Leap Year has been the traditional time that women can propose marriage. In many of today's cultures, it is okay for a woman to propose marriage to a man. Society doesn't look down on such women. It is believed this tradition was started in 5th century Ireland when St. Bridget complained to St. Patrick about women having to wait for so long for a man to propose. A law once existed in Scotland forbidding a man to refuse a proposal made to him on February 29th. Punishment for such an offense was a large fine. And yet, there is a Greek superstition that claims couples have bad luck if they marry during a leap year. Apparently one in five engaged couples in Greece will avoid planning their wedding during a leap year.
A person who was born on February 29 may be called a "leapling". In non-leap years they may celebrate their birthday on 28 February or 1 March.
For legal purposes, their legal birthdays depend on how different laws count time intervals. In England and Wales the legal birthday of a leapling is 28 February in common years (see Leap Years, above). In Taiwan the legal birthday of a leapling is also February 28 in common years. In both cases, a person born on February 29, 1980 would have legally reached 18 years old on February 28, 1998.
There are many instances in children's literature where a person's claim to be only a quarter of their actual age turns out to be based on counting their leap-year birthdays. A similar device is used in the plot of the Gilbert and Sullivan operetta The Pirates of Penzance. Frederic, born on February 29, was apprenticed to a band of pirates until his 21st birthday, which would not arrive until he was eighty-eight years old.
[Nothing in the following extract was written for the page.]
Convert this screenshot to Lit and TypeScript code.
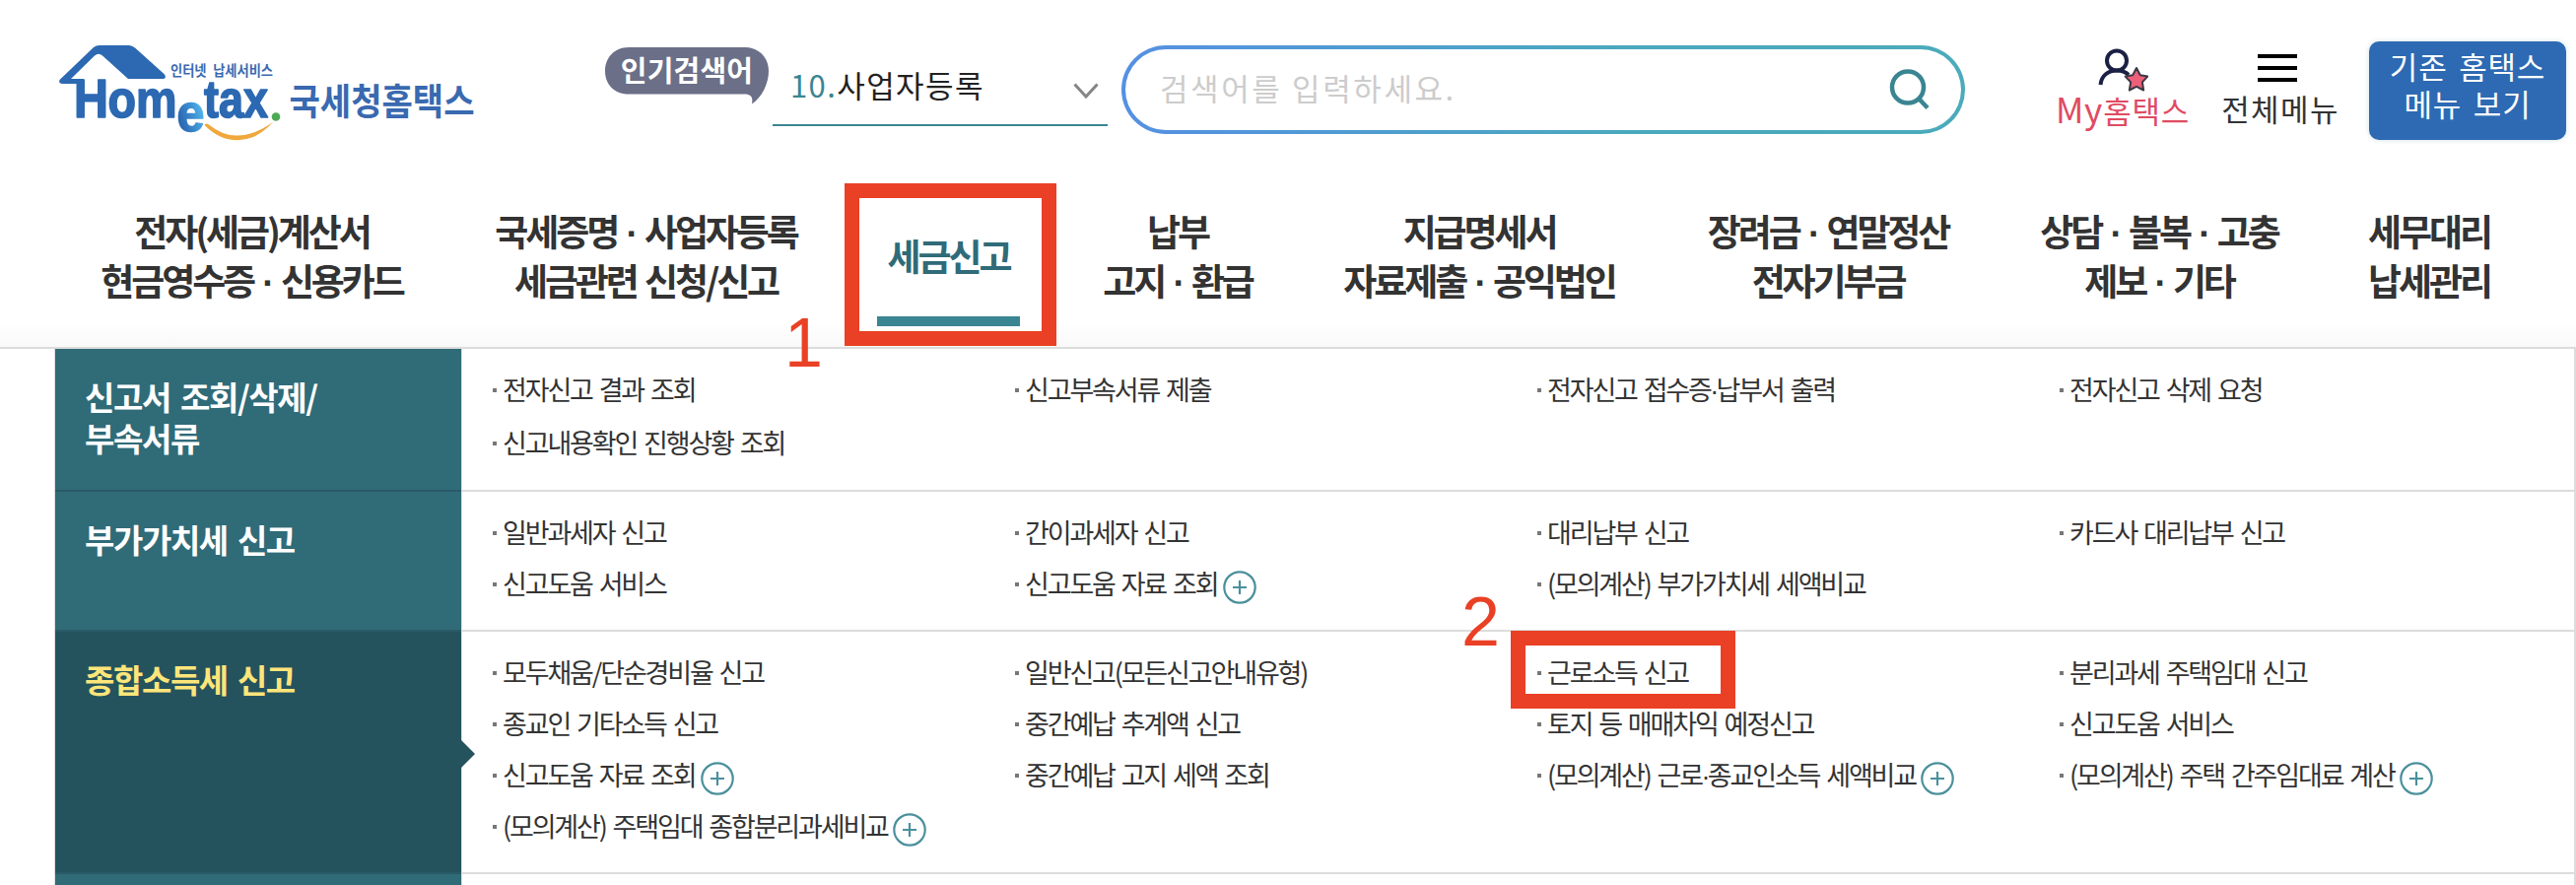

Some famous leaplings are:
- William "Wild Bill" A. Wellman, American film director, (Wings, The Public Enemy and Nothing Sacred) (1896)
- Jimmy Dorsey, American bandleader (1904 )
- Balthus, French-Polish painter of young girls in an erotic context (1908)
- Dinah Shore, American singer and long-time supporter of women's professional golf. (1916)
- Alex Rocco, American actor (Moe Green) (1936)
- Superman (Clark Kent), the Man of Steel.